Se o grande número de casos relatados revelou, sem dúvida, documentos interessantes e saborosos, a sua amplitude inventarial por vezes impediu o historiador de aprofundar interpretações mais independentes, tornando suas explicações atreladas a autores como P. Burke, C. Ginsburg e P. Bourdieu, aos quais recorreu nas conclusões de cada capítulo, embora tivessem estudado momentos e situações diferentes.
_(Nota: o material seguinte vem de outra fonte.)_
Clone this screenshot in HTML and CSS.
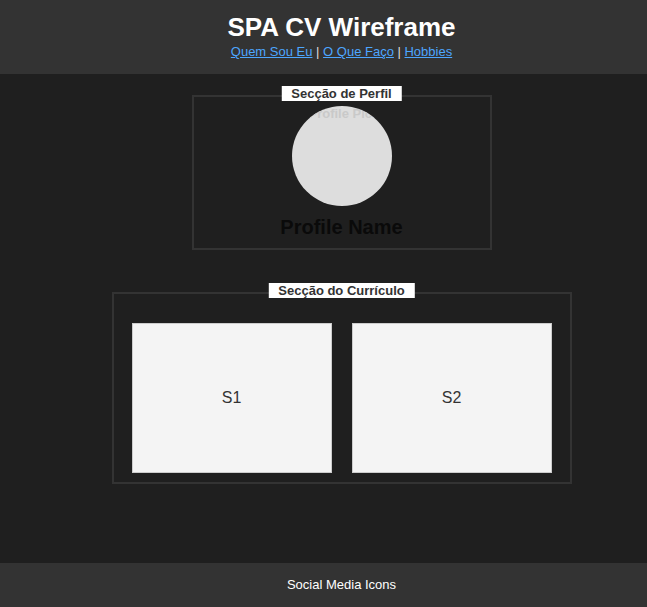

Essas análises mais argutas, entretanto, não deixam de surgir quando Neves cruza as informações documentais com a bibliografia pertinente de que fez uso. Desse modo, a crítica que se pode fazer a Neves está no excesso de transcrições de documentos, o que acaba por truncar a narrativa e cansar o leitor. O próprio autor percebe esse problema, já que constantemente procura justificativas para a apresentação de tão grande número de casos sucessivos, argumentando que pretendeu com isso mostrar as principais questões que afligiam o clero nas décadas iniciais do século 19 e também os mecanismos usados pela igreja para pôr em ação seu considerável número de funcionários e fazer mover a sua máquina.
A edição poderia ser mais cuidada, evitando-se assim diversos erros tipográficos -até mesmo nomes de autores bastante conhecidos no âmbito da história eclesiástica, como é o caso de Arlindo Rupert. O mérito do livro, entretanto, é incontestável. A apresentação ordenada de uma fonte tão rica e não estudada até hoje revela que muito está por fazer nos arquivos existentes no Brasil, e particularmente no Arquivo Nacional, por pesquisadores entusiasmados, dotados de agudeza de espírito e pacienciosos como Guilherme Pereira das Neves.